The governor of California has signed assembly bill 129, which gives Bitcoin and other digital currencies the status of legal money.

Jerry Brown's signature has finally clarified Bitcoin as valid form of payment in the golden state after AB-129 was passed in February by the California Senate Banking and Financial Institutions Committee by a 7-1 vote.

The bill was intended to update the existing state law under which alternative forms of value were being used illegally, as well as provide a more hospitable environment for California's fast growing Bitcoin community.

The bill repeals arcane state restrictions on the use of anything but USD as currency. However, the dollar retains legal superiority over cryptocurrencies and other forms of money.

Author of the bill, Roger Dickinson, commented: "In an era of evolving payment methods, from Amazon Coins to Starbucks Stars, it is impractical to ignore the growing use of cash alternatives".

"This bill is intended to fine-tune current law to address Californians' payment habits in the mobile and digital fields", he added.

It is perhaps unsurprising that California has taken this step, since it is home to a host of Bitcoin businesses and venture capital funds. According to digital currency new site Coindesk, around 40 per cent of Bitcoin professionals come from California.

Brown's decision to sign off on AB-129 will give further hope to those who wish to see Bitcoin expand further into the mainstream, providing a fresh alternative to state-controlled money.

Many enthusiasts for cryptocurrency have long hoped that private monies will outcompete or at the very least put pressure on state-backed fiat money.

Earlier this month, the Institute of Economic Affairs (IEA) published New Private Monies: A Bit-Part Player? examining contemporary cases of private monetary systems, including Bitcoin.

Author of the paper, Kevin Dowd, a professor of finance and economics at Durham University, argued that money, like any other good or service, is best provided through a competitive free market.

He called for legal tender laws to be abolished and the government should be willing to accept taxes in the form of private money.

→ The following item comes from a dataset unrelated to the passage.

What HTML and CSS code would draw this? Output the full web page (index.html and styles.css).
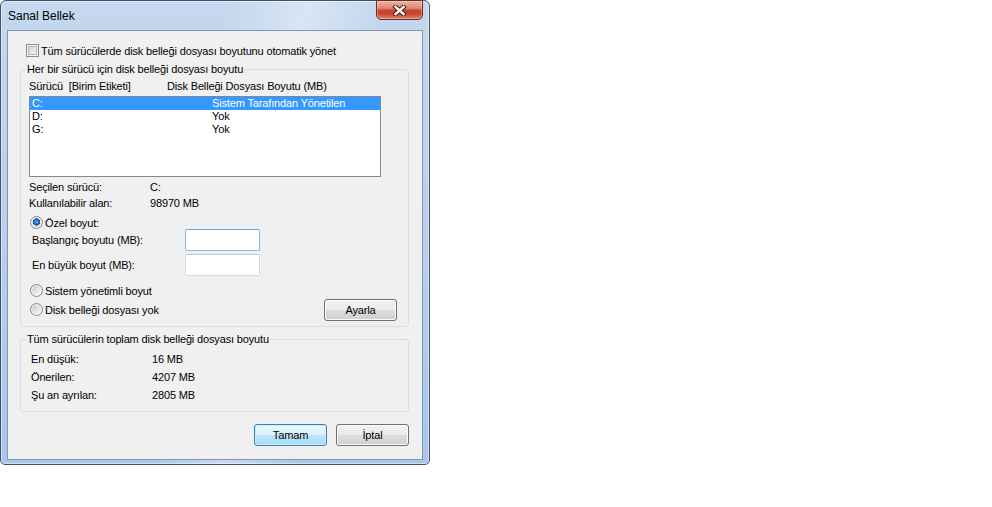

On the more radical side of what cryptocurencies could achieve, the paper lists the ability of individuals to free themselves to purchase illegal drugs, engage in illegal forms of gambling and protect their wealth from predatory governments.

Dowd concludes:

This, in turn, raises profound issues of an emerging spontaneous social order, in particular, the prospect of a crypto-anarchic society in which there is no longer any government role in the monetary system and, potentially, no government at all.